Wer will denn so etwas?

Doch nur die sehr wenigen Leute, die davon profitieren, also die Aktionäre und Angestellten der Rüstungsbetriebe, und diejenigen, die sicher sind, dass sie und ihre Kinder nicht selbst in den Krieg müssen.

Ihr sogenannten Herr’n
Müsst ihr denn Blut vergießen
So lasst das eure fließen
Ihr predigt das so gern!

Das schrieb Boris Vian 1954 in dem Gedicht „Der Deserteur“.

Bei Euch, bei den Falken, habe ich eine Kinder- und Jugendzeitschrift aus diesem Jahr gefunden. Dort ist das Gedicht abgedruckt. In dem Heft geht es auch um den Nahost-Konflikt und wie Ihr Euch angesichts der schrecklichen Gewalt positioniert.

Ich möchte Euch dazu gratulieren und empfehle allen, sich das Heft aus dem Netz zu laden.

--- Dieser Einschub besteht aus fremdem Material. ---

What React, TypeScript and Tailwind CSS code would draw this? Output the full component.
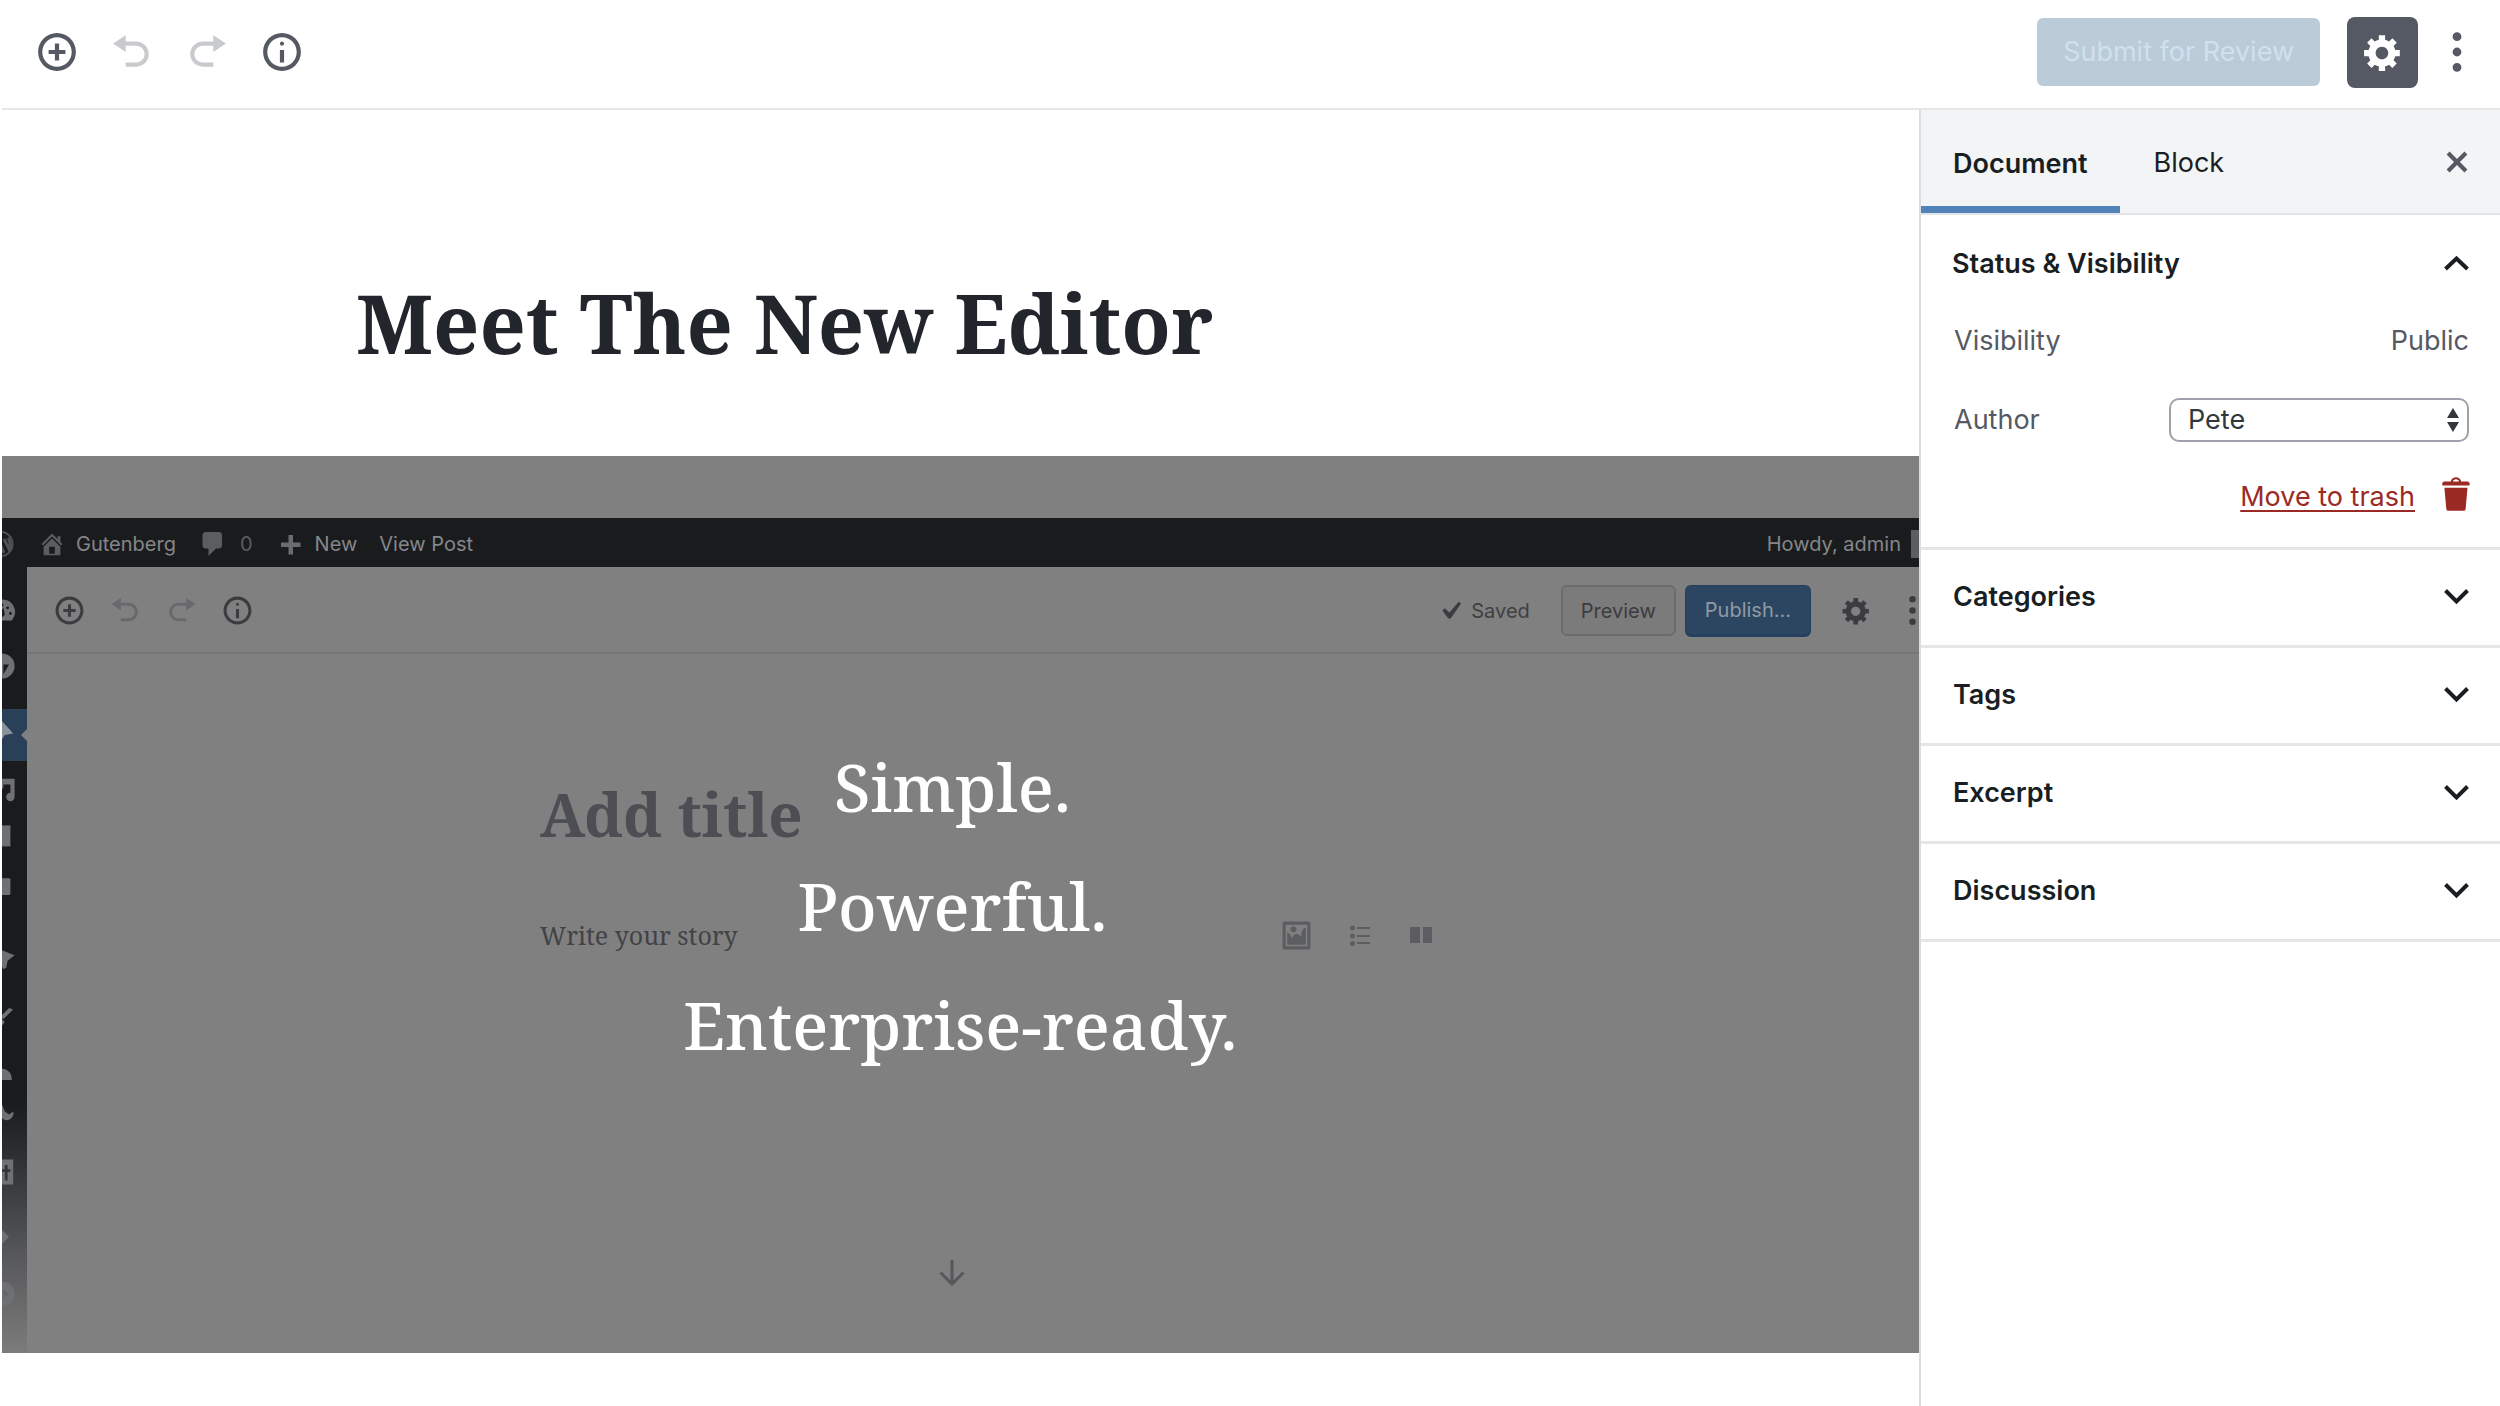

In der Zeitschrift sagt eine Frau:

Ich habe das Gefühl, dass das, was wir in Deutschland zu dem Konflikt mitbekommen, vor allem eine starke Parteinahme ist. Also man schlägt sich entweder auf die eine oder andere Seite. Man sagt, entweder ist man bedingungslos für Israel oder man ist für Palästina. Und beides erscheint mir sehr undifferenziert, weil es so viele unterschiedliche politische Strömungen dort gibt. Ich denke, es macht daher Sinn, die Stimmen zu unterstützen, die sagen, wir wollen einen Kompromiss finden und wir wollen uns für eine Friedensbewegung einsetzen. Und die gibt es schon in Palästina und Israel.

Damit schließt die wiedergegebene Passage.